● **WHAT IS REQUIRED**
Write out the material exactly, with the pictures left out.

[Front-end source files]
◆ ◆ ◆ ◆ ◆

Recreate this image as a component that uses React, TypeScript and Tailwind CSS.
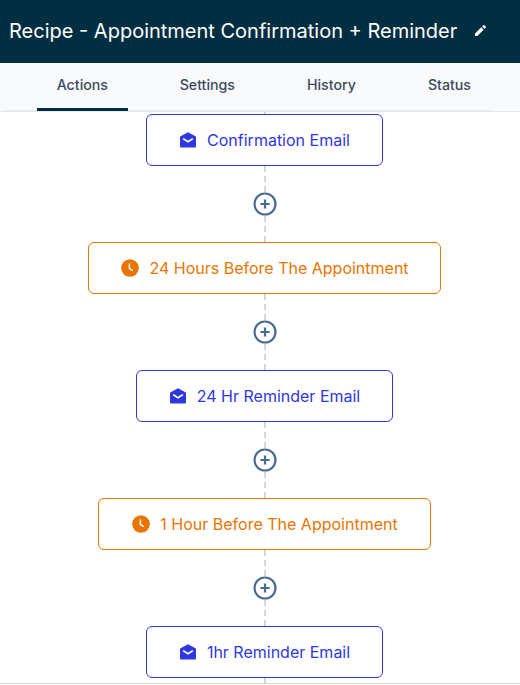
import React from "react";

function MailOpen() {
  return (
    <svg width="16" height="16" viewBox="0 0 16 16" className="shrink-0">
      <path
        fill="#2f38e0"
        fillRule="evenodd"
        d="M8 0.2 L15.4 4.3 Q16 4.7 16 5.4 V14.2 Q16 15.6 14.6 15.6 H1.4 Q0 15.6 0 14.2 V5.4 Q0 4.7 0.6 4.3 Z M3.7 6 L2.6 7.3 L8 10.8 L13.4 7.3 L12.3 6 L8 8.7 Z"
      />
    </svg>
  );
}

function Clock() {
  return (
    <svg width="18" height="18" viewBox="0 0 18 18" className="shrink-0">
      <circle cx="9" cy="9" r="8.8" fill="#e87500" />
      <path d="M8.4 4.4 V9.6 L11.8 11.6" fill="none" stroke="#fff" strokeWidth="1.5" />
    </svg>
  );
}

function DashLine({ height }: { height: number }) {
  return (
    <svg width="2" height={height} viewBox={`0 0 2 ${height}`} className="block shrink-0">
      <line x1="1" y1="0" x2="1" y2={height} stroke="#cfd6de" strokeWidth="2" strokeDasharray="6 4" />
    </svg>
  );
}

function Connector() {
  return (
    <div className="relative flex h-[76px] w-[24px] shrink-0 flex-col items-center justify-center">
      <div className="absolute inset-y-0 left-[11px]">
        <DashLine height={76} />
      </div>
      <svg width="24" height="24" viewBox="0 0 24 24" className="relative">
        <circle cx="12" cy="12" r="10.5" fill="#fff" stroke="#4a6a94" strokeWidth="2.2" />
        <path d="M12 7.5 V16.5 M7.5 12 H16.5" stroke="#4a6a94" strokeWidth="2.2" />
      </svg>
    </div>
  );
}

function Node({ kind, label, width }: { kind: "mail" | "time"; label: string; width: string }) {
  const mail = kind === "mail";
  return (
    <div
      className={`flex h-[52px] shrink-0 items-center justify-center rounded-[6px] border bg-white pl-[1px] text-[16px] ${width} ${
        mail ? "gap-[11px] border-[#2f38e0] text-[#2f38e0]" : "gap-[10px] border-[#e87500] text-[#e87500]"
      }`}
    >
      {mail ? <MailOpen /> : <Clock />}
      <span>{label}</span>
    </div>
  );
}

export default function App() {
  return (
    <div className="h-[685px] w-[520px] overflow-hidden bg-white font-['Inter',sans-serif]">
      <header className="flex h-[63px] items-center bg-[#012e40] pb-[2px] pl-[9px] text-white">
        <h1 className="text-[20px] leading-none font-normal">Recipe - Appointment Confirmation + Reminder</h1>
        <svg width="13" height="13" viewBox="0 0 14 14" className="ml-[17px]">
          <path fill="#fff" d="M1 10.4 V13 H3.6 L10.4 6.2 L7.8 3.6 Z M12.6 4 Q13.2 3.4 12.6 2.8 L11.2 1.4 Q10.6 0.8 10 1.4 L8.8 2.6 L11.4 5.2 Z" />
        </svg>
      </header>
      <nav className="border-b border-[#e5e7eb] bg-[#f9fafb]">
        <div className="ml-[5px] flex h-[48px] w-[486px] gap-8 border-b border-[#e5e7eb] pl-[32px] text-[14.2px] font-medium text-[#3c4a60]">
          <div className="flex h-[48px] w-[91px] items-center justify-center border-b-[3px] border-[#012e40] pb-[2px]">Actions</div>
          <div className="flex h-[47px] items-center px-5 pb-[3px]">Settings</div>
          <div className="flex h-[47px] items-center px-5 pb-[3px]">History</div>
          <div className="flex h-[47px] items-center px-5 pb-[3px]">Status</div>
        </div>
      </nav>
      <main className="flex h-[572px] flex-col items-center border-b border-[#d8dbe0] pl-[9px]">
        <DashLine height={2} />
        <Node kind="mail" label="Confirmation Email" width="w-[237px]" />
        <Connector />
        <Node kind="time" label="24 Hours Before The Appointment" width="w-[353px]" />
        <Connector />
        <Node kind="mail" label="24 Hr Reminder Email" width="w-[257px]" />
        <Connector />
        <Node kind="time" label="1 Hour Before The Appointment" width="w-[333px]" />
        <Connector />
        <Node kind="mail" label="1hr Reminder Email" width="w-[237px]" />
        <DashLine height={7} />
      </main>
    </div>
  );
}
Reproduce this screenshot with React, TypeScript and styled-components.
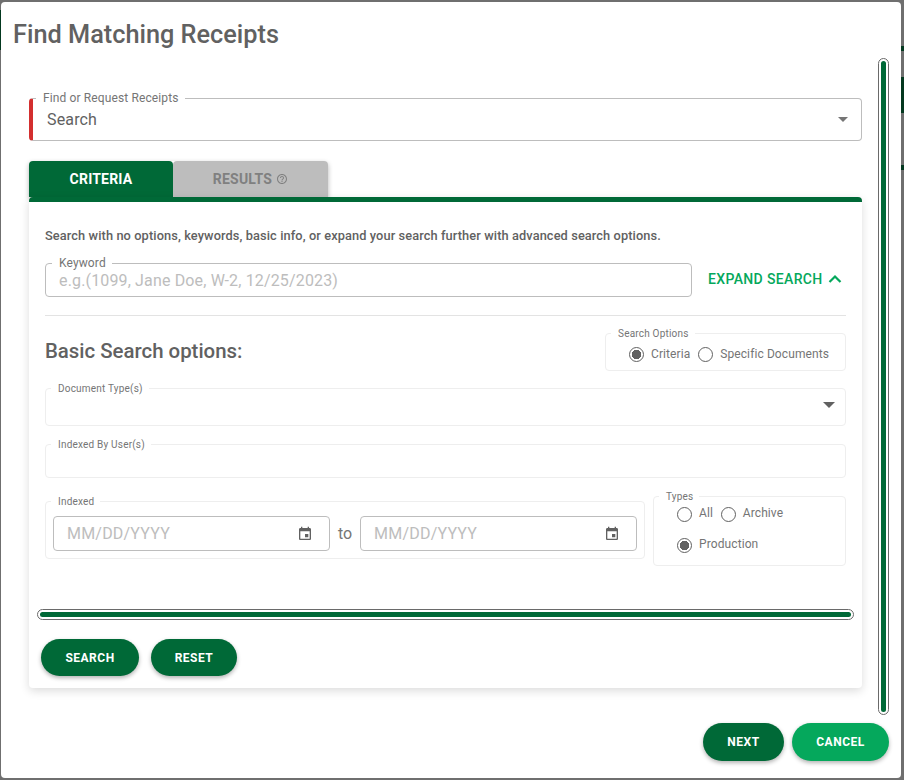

◆ ◆ ◆ ◆ ◆

● **OUTPUT**
Recreate this image as a component that uses React, TypeScript and Tailwind CSS.
import React from "react";

function MailOpen() {
  return (
    <svg width="16" height="16" viewBox="0 0 16 16" className="shrink-0">
      <path
        fill="#2f38e0"
        fillRule="evenodd"
        d="M8 0.2 L15.4 4.3 Q16 4.7 16 5.4 V14.2 Q16 15.6 14.6 15.6 H1.4 Q0 15.6 0 14.2 V5.4 Q0 4.7 0.6 4.3 Z M3.7 6 L2.6 7.3 L8 10.8 L13.4 7.3 L12.3 6 L8 8.7 Z"
      />
    </svg>
  );
}

function Clock() {
  return (
    <svg width="18" height="18" viewBox="0 0 18 18" className="shrink-0">
      <circle cx="9" cy="9" r="8.8" fill="#e87500" />
      <path d="M8.4 4.4 V9.6 L11.8 11.6" fill="none" stroke="#fff" strokeWidth="1.5" />
    </svg>
  );
}

function DashLine({ height }: { height: number }) {
  return (
    <svg width="2" height={height} viewBox={`0 0 2 ${height}`} className="block shrink-0">
      <line x1="1" y1="0" x2="1" y2={height} stroke="#cfd6de" strokeWidth="2" strokeDasharray="6 4" />
    </svg>
  );
}

function Connector() {
  return (
    <div className="relative flex h-[76px] w-[24px] shrink-0 flex-col items-center justify-center">
      <div className="absolute inset-y-0 left-[11px]">
        <DashLine height={76} />
      </div>
      <svg width="24" height="24" viewBox="0 0 24 24" className="relative">
        <circle cx="12" cy="12" r="10.5" fill="#fff" stroke="#4a6a94" strokeWidth="2.2" />
        <path d="M12 7.5 V16.5 M7.5 12 H16.5" stroke="#4a6a94" strokeWidth="2.2" />
      </svg>
    </div>
  );
}

function Node({ kind, label, width }: { kind: "mail" | "time"; label: string; width: string }) {
  const mail = kind === "mail";
  return (
    <div
      className={`flex h-[52px] shrink-0 items-center justify-center rounded-[6px] border bg-white pl-[1px] text-[16px] ${width} ${
        mail ? "gap-[11px] border-[#2f38e0] text-[#2f38e0]" : "gap-[10px] border-[#e87500] text-[#e87500]"
      }`}
    >
      {mail ? <MailOpen /> : <Clock />}
      <span>{label}</span>
    </div>
  );
}

export default function App() {
  return (
    <div className="h-[685px] w-[520px] overflow-hidden bg-white font-['Inter',sans-serif]">
      <header className="flex h-[63px] items-center bg-[#012e40] pb-[2px] pl-[9px] text-white">
        <h1 className="text-[20px] leading-none font-normal">Recipe - Appointment Confirmation + Reminder</h1>
        <svg width="13" height="13" viewBox="0 0 14 14" className="ml-[17px]">
          <path fill="#fff" d="M1 10.4 V13 H3.6 L10.4 6.2 L7.8 3.6 Z M12.6 4 Q13.2 3.4 12.6 2.8 L11.2 1.4 Q10.6 0.8 10 1.4 L8.8 2.6 L11.4 5.2 Z" />
        </svg>
      </header>
      <nav className="border-b border-[#e5e7eb] bg-[#f9fafb]">
        <div className="ml-[5px] flex h-[48px] w-[486px] gap-8 border-b border-[#e5e7eb] pl-[32px] text-[14.2px] font-medium text-[#3c4a60]">
          <div className="flex h-[48px] w-[91px] items-center justify-center border-b-[3px] border-[#012e40] pb-[2px]">Actions</div>
          <div className="flex h-[47px] items-center px-5 pb-[3px]">Settings</div>
          <div className="flex h-[47px] items-center px-5 pb-[3px]">History</div>
          <div className="flex h-[47px] items-center px-5 pb-[3px]">Status</div>
        </div>
      </nav>
      <main className="flex h-[572px] flex-col items-center border-b border-[#d8dbe0] pl-[9px]">
        <DashLine height={2} />
        <Node kind="mail" label="Confirmation Email" width="w-[237px]" />
        <Connector />
        <Node kind="time" label="24 Hours Before The Appointment" width="w-[353px]" />
        <Connector />
        <Node kind="mail" label="24 Hr Reminder Email" width="w-[257px]" />
        <Connector />
        <Node kind="time" label="1 Hour Before The Appointment" width="w-[333px]" />
        <Connector />
        <Node kind="mail" label="1hr Reminder Email" width="w-[237px]" />
        <DashLine height={7} />
      </main>
    </div>
  );
}
Reproduce this screenshot with React, TypeScript and styled-components.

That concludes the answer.